(Part of a data file)
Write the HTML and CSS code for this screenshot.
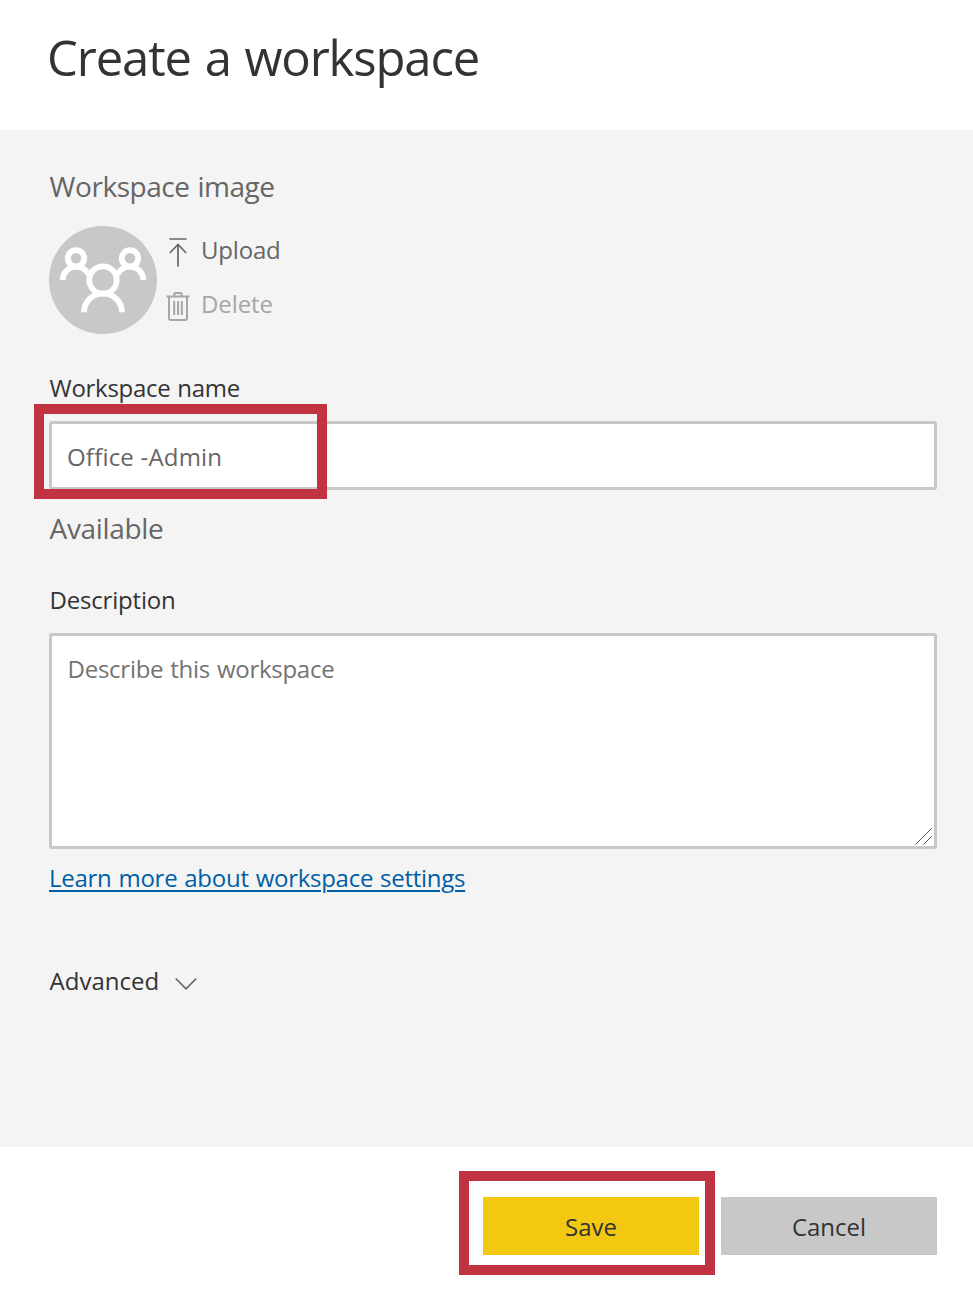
FILE: index.html
```html
<!DOCTYPE html>
<html lang="en">
<head>
<meta charset="utf-8">
<title>Create a workspace</title>
<link rel="stylesheet" href="styles.css">
</head>
<body>
<div class="panel">
  <header class="header"><h1 class="title"><span class="t-title">Create a workspace</span></h1></header>
  <main class="content">
    <h2 class="subhead"><span class="t-image">Workspace image</span></h2>
    <div class="image-row">
      <svg class="avatar" viewBox="0 0 108 108" fill="none" stroke="#fff" stroke-width="5.8">
        <circle cx="54" cy="54" r="54" fill="#c8c8c8" stroke="none"/>
        <circle cx="27" cy="32.300" r="8.200"/>
        <circle cx="81" cy="32.300" r="8.200"/>
        <path d="M13.700 54A13.500 13.500 0 0 1 39.500 48.500M94.300 54A13.500 13.500 0 0 0 68.500 48.500"/>
        <circle cx="54" cy="54" r="13.700"/>
        <path d="M35 86.300A19 19 0 0 1 73 86.300"/>
      </svg>
      <div class="actions">
        <div class="action">
          <svg class="icon" viewBox="0 0 24 34" fill="none" stroke="#666" stroke-width="1.700"><path d="M3.500 7h17M12 12v22.500M3.800 21l8.200-8.600 8.200 8.600"/></svg>
          <span class="t-upload">Upload</span>
        </div>
        <div class="action disabled">
          <svg class="icon" viewBox="0 0 24 34" fill="none" stroke="#a6a6a6" stroke-width="2"><path d="M.5 10.400h23M8.300 10V8q0-1 1-1h5.400q1 0 1 1v2M3 10.500V32q0 2 2 2h14q2 0 2-2V10.500M8.200 15v14M12 15v14M15.800 15v14"/></svg>
          <span class="t-delete">Delete</span>
        </div>
      </div>
    </div>
    <div class="label name-label"><span class="t-name">Workspace name</span></div>
    <div class="field name-field"><span class="t-office">Office -Admin</span><div class="highlight name-highlight"></div></div>
    <div class="subhead status"><span class="t-available">Available</span></div>
    <div class="label description-label"><span class="t-description">Description</span></div>
    <div class="field description-field"><span class="t-describe">Describe this workspace</span>
      <svg class="grip" viewBox="0 0 17 17" fill="none" stroke="#555" stroke-width="1"><path d="M.5 16.500l16-16M8.500 16.500l8-8"/></svg>
    </div>
    <a class="link"><span class="t-link">Learn more about workspace settings</span></a>
    <div class="label advanced"><span class="t-advanced">Advanced</span>
      <svg class="chevron" viewBox="0 0 22 14" fill="none" stroke="#666" stroke-width="1.700"><path d="M.7 1.500L11 11.800 21.300 1.500"/></svg>
    </div>
  </main>
  <footer class="footer">
    <div class="button save"><span class="t-save">Save</span><div class="highlight save-highlight"></div></div>
    <div class="button cancel"><span class="t-cancel">Cancel</span></div>
  </footer>
</div>
</body>
</html>
```
FILE: styles.css
```css
* { box-sizing: border-box; }
body { margin: 0; background: #fff; font-family: "Open Sans", sans-serif; font-size: 24px; font-weight: 380; line-height: 35px; color: #333; }
.panel { display: flex; flex-direction: column; width: 973px; height: 1292px; white-space: nowrap; }
.header { height: 130px; padding: 23px 47px 0; }
.title { margin: 0; font-size: 49px; line-height: 68px; font-weight: 370; }
.content { display: flex; flex-direction: column; height: 1017px; padding: 36px 36px 0 49px; background: #f4f4f4; }
.subhead { margin: 0; font-size: 28px; line-height: 40px; font-weight: 370; color: #666; }
.label, .link { height: 34px; }
.image-row { display: flex; gap: 9px; height: 108px; margin-top: 20px; }
.avatar { width: 108px; height: 108px; }
.actions { display: flex; flex-direction: column; gap: 20px; padding-top: 6px; }
.action { display: flex; gap: 11px; height: 34px; color: #666; }
.disabled { color: #a6a6a6; }
.icon { width: 24px; height: 34px; overflow: visible; }
.name-label { margin-top: 36px; }
.field { position: relative; background: #fff; border: 3px solid #c8c8c8; border-radius: 3px; padding: 15px 15px 0; color: #666; }
.name-field { height: 69px; margin-top: 17px; }
.highlight { position: absolute; border: 10px solid #c13340; }
.name-highlight { left: -18px; top: -20px; width: 293px; height: 95px; }
.status { margin-top: 18px; }
.description-label { margin-top: 34px; }
.description-field { height: 216px; margin-top: 17px; color: #737373; }
.grip { position: absolute; right: 2px; bottom: 1px; width: 17px; height: 17px; }
.link { margin-top: 11px; color: #005ea6; text-decoration: underline; text-decoration-thickness: 2px; text-underline-offset: 3px; }
.advanced { display: flex; margin-top: 69px; }
.advanced .t-advanced { width: 125.4px; }
.chevron { width: 22px; height: 14px; margin-top: 14px; }
.footer { display: flex; justify-content: flex-end; gap: 22px; padding: 50px 36px 0; }
.button { position: relative; width: 216px; height: 58px; padding-top: 12px; text-align: center; }
.save { background: #f2c811; }
.cancel { background: #c8c8c8; }
.save-highlight { left: -24px; top: -26px; width: 256px; height: 104px; }

/* Tracking per text run */
.t-title { letter-spacing: -1.1px; word-spacing: 2px; }
.t-image { letter-spacing: -.45px; word-spacing: 1px; }
.t-upload { letter-spacing: -.2px; }
.t-delete { letter-spacing: -.1px; }
.t-name { letter-spacing: -.3px; word-spacing: 1px; }
.t-office { letter-spacing: .2px; }
.t-available { letter-spacing: -.35px; }
.t-description { letter-spacing: -.2px; }
.t-describe, .t-link { letter-spacing: -.27px; word-spacing: 1px; }
.t-image, .t-name, .t-available, .t-description, .t-advanced, .t-describe { margin-left: .6px; }
```
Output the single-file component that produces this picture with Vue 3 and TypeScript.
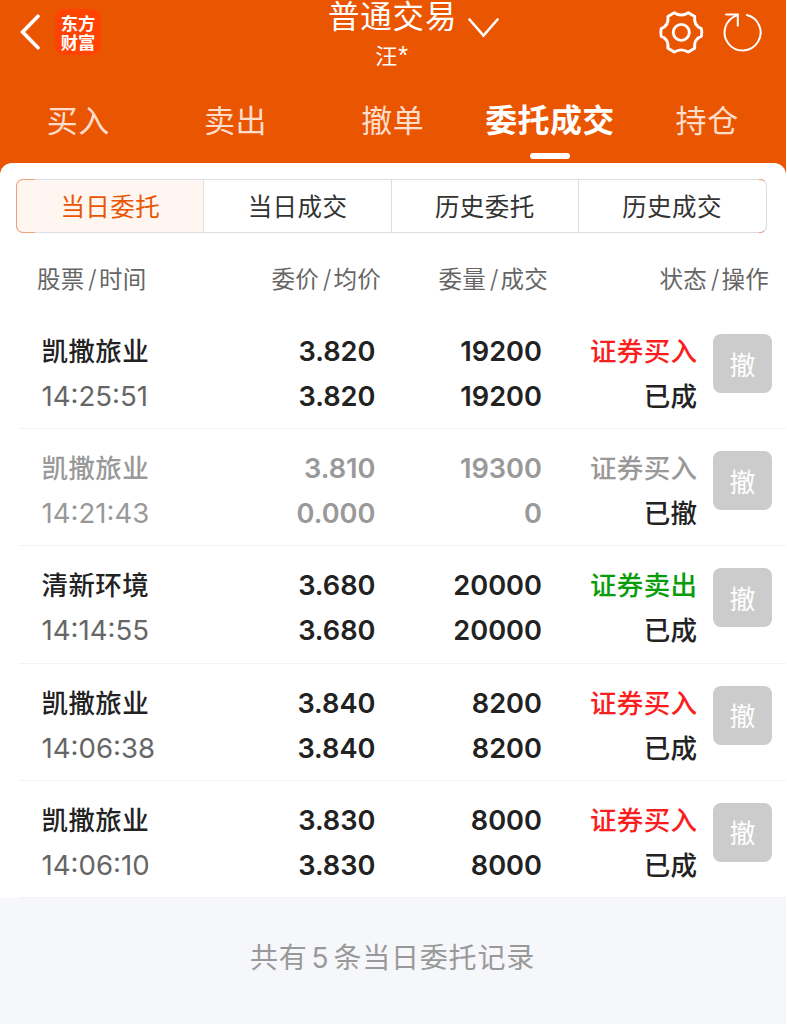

▶ Job
Count the lines of the data that include the string "this", and give only that number.

▶ Task output
3